C. Retirement, health insurance and tax benefits provided
■ Stronger retirement protection: A foreign national approved for permanent residency may be covered under Taiwan's new labor pension system. A foreign national employed as a full-time teacher within the headcount budget of a public school in Taiwan, and who is approved for permanent residency, may receive a monthly pension in retirement.
■ National health insurance coverage: Where a foreign national is employed for professional work in Taiwan, his/her spouse and minor children, and adult children who are unable to live independently due to physical or mental disability, having obtained documentary proof of residence, will no longer be required to wait six months for coverage under Taiwan's national health insurance.
■ Tax benefits: A foreign special professional will be exempt from taxation on half of any salary income in excess of NT$3 million (US$102,187) for the first three years of employment in Taiwan.
IV. Establish a single portal for recruitment of foreign professionals
To maximize the effectiveness of the foreign professionals recruitment act, the Ministry of Economic Affairs' online job matching platform Contact Taiwan integrates resources from the Ministry of Foreign Affairs, Ministry of Education and other agencies to form a single virtual/physical portal for international talent recruitment. Interested parties may inquire at offices in Taiwan or abroad, or visit the website to obtain the latest information and initiate the application process.

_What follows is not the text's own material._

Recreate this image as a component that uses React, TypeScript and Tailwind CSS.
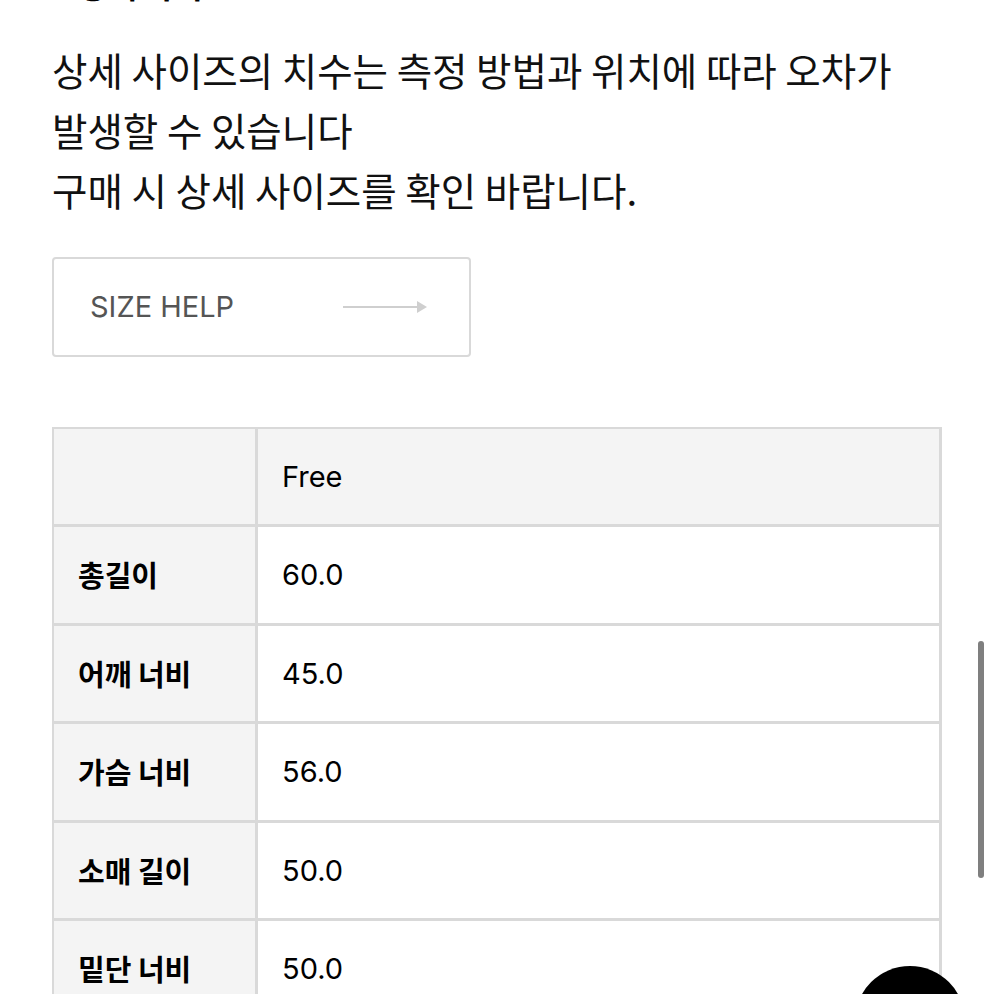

Human resources form the core of a country's competitiveness and the foundation of national and industrial development. The Act for the Recruitment and Employment of Foreign Professionals will build a more attractive work and living environment for foreign nationals by relaxing visa, work and residency requirements while providing better health insurance coverage, retirement benefits and tax incentives. Creating such an environment will help transform and upgrade Taiwan's industries and further enhance its global competitiveness.